No wingy whistle turning the empty night into a whirl of wonderful music.
Then yesterday morning, just as I stepped onto the back porch in the still dark, not morning yet except by government time change standards , I heard him.....close too. I wonder if he moved his peenting grounds or if it was just so quiet that he sounded closer than other years.
He usually starts his sky dance up by the horse pasture pond. This year it sounds as if he is right down under the apple trees by the garden. He showed up on the 15th last year and the 27th in 08
March 29th in 07 but not until April in 06
Another waited for event had taken place as well. When I got to the barn in reindeer bathrobe, barn coat. and high rubber boots, Armada had finally had her first calf, another amazing red surprise, but, alas a bull. She was feeling sorry for herself and wouldn't even try to stand up so I came back to the house to get the boss to give her a bottle of calcium, which perked her right up. I CAN give bottles if I have to, but she was lying half under another heifer and I thought that someone bigger, stronger and with longer arms was called for. Both baby and mama are fine btw...

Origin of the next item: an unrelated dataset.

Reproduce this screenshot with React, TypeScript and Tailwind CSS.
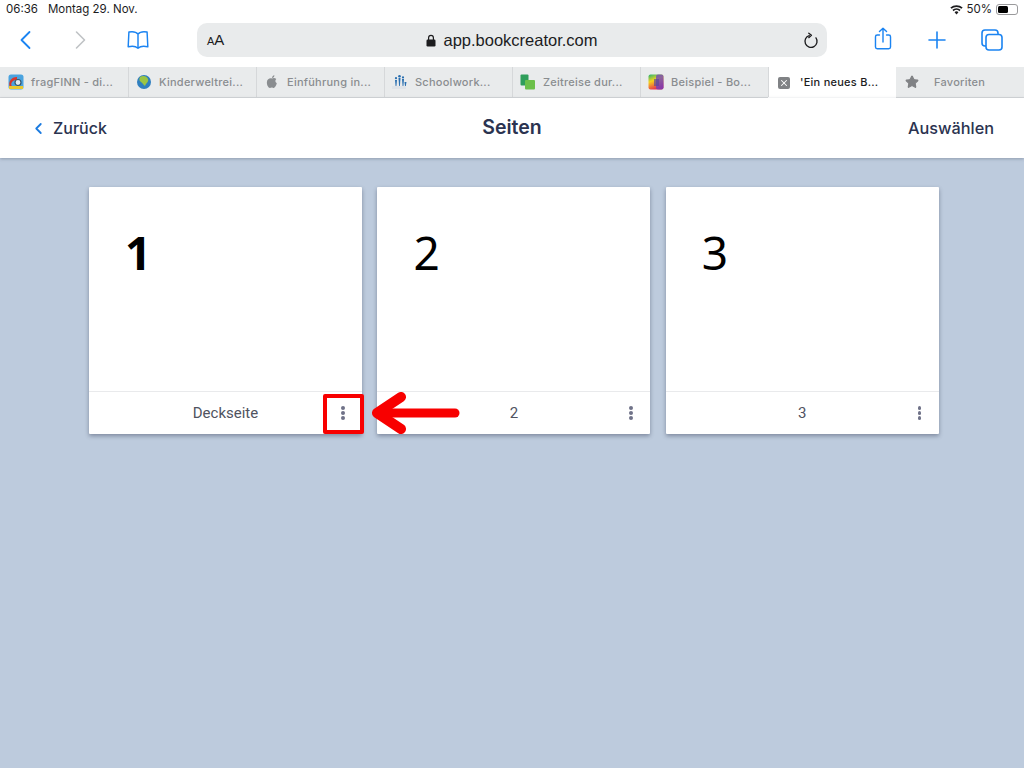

I am so grateful she finally got around to having him. She was due the 13th. We started doing barn checks a couple times a night about a week before she was due to calve....which adds up to a lot of 0-dark-thirty walks to the barn...in the mud...which is actually drying up just a tad.
Although E. E. Cummings found mud to to be a source of inspiration and delight, I personally find it to require me to sweep the kitchen floor about fifteen times a day in a cycle of endless futility, unquenched by ceaseless boot scraping..the outdoors just wants to come indoors during mud season.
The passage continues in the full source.